It’s icy and snowy conditions in the winter here, there’s no Ikebana class these three months and with all these love letters, I have felt trapped, saddened and emotionally vulnerable, there’s no joy in life anymore! I think I might have been suffering depression for a while! I miss my husband’s love, although I get a lot of my children’s love and support.
From 1963 to 1968, back then there were no computers, no iPhones, the telephone was not popular either, the only way for our communication was through letters back and forth. I was his first love and love at the first sight! He was a practical, realistic, scientific and hard working gentle young man, and I was totally different from him, I was artistic, loved literature and classical music, spoiled, financially free and fragile young lady. It’s hard for two people with such different personalities to spark chemistry. But he said it’s totally fine and we could be complementary for each other, perfectly! For all those years I was moved by his patience and persistent love. I gradually fell in love with him. Finally, I realized he was the truest person I could rely on for a husband. Besides, my parents loved him too, they knew he would take good care of their beloved daughter, protect her and be trusted. We always spent more time apart than together, rarely seeing each other (a year of military service and busy young surgeon in residence’s schedule) before we tied the knot. But this didn’t affect our love at all, our steadfast love is pure and lasts forever!

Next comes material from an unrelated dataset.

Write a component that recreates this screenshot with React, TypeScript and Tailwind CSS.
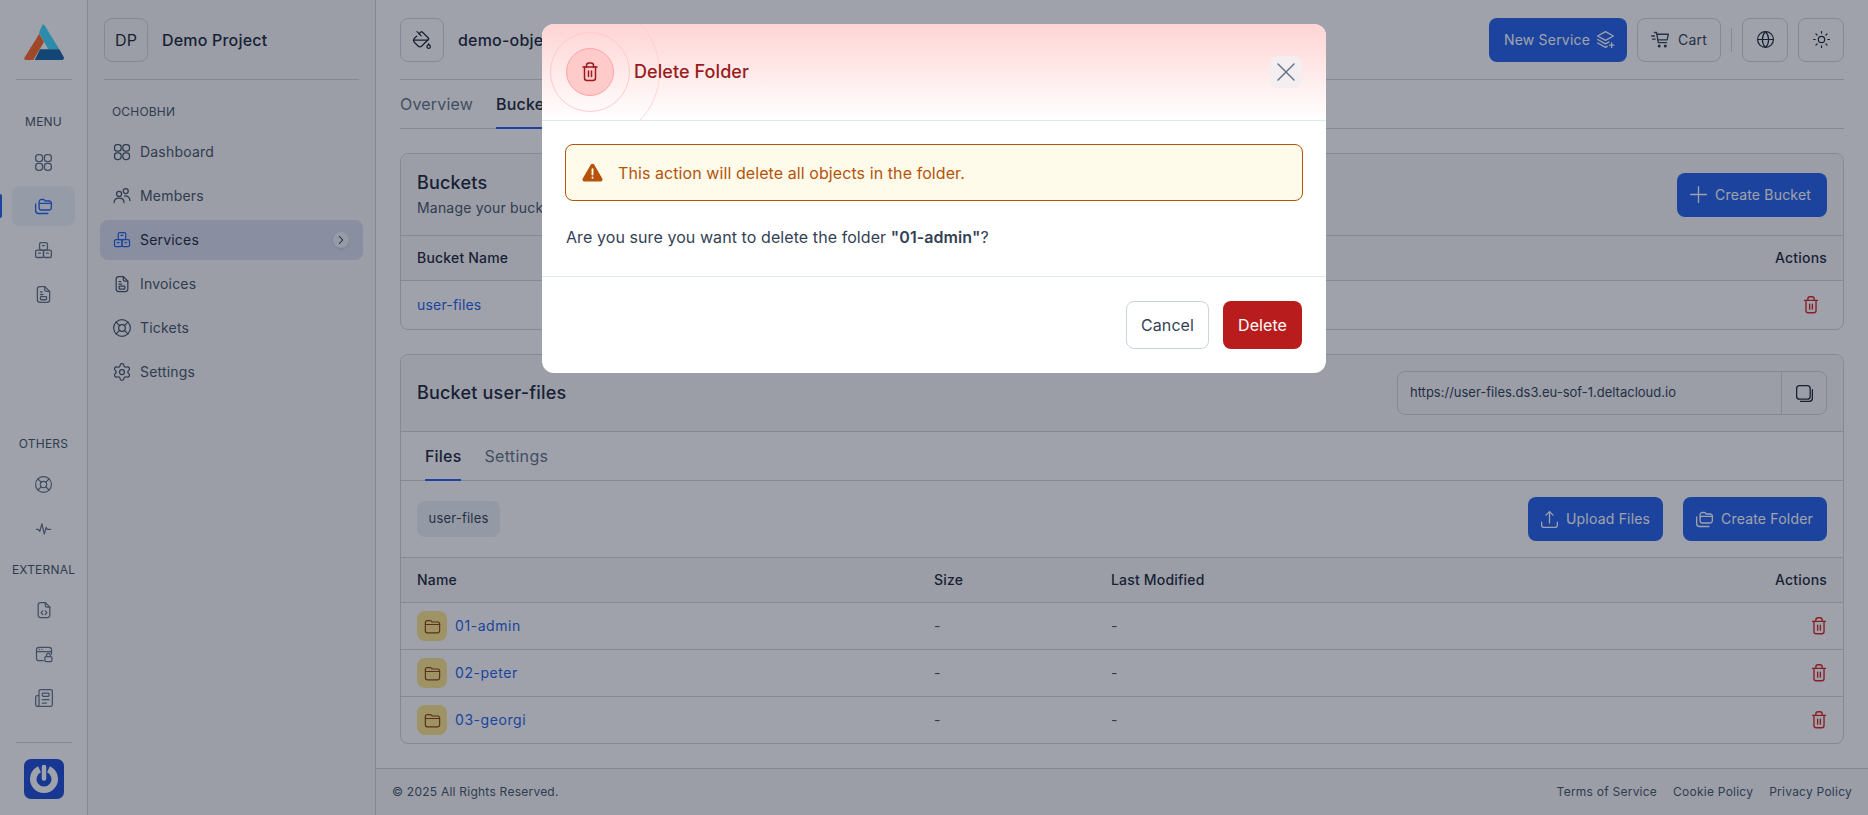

March 31, 2026, will be our 58 years anniversary. I truly miss my husband, I need his love back, he’s not the same person he used to be since he has this terrible disease dementia. He still calls me Reiko (玲子), he still is a very pleasant, gentle old man, capable to do most of things physically, but mentally confused …I am not young anymore. I feel no future and very sad. Every time I reread his love letters, suddenly I feel like I am back in my youth, a pretty lovely young lady again, I was so loved and spoiled by him! It really has comforted me.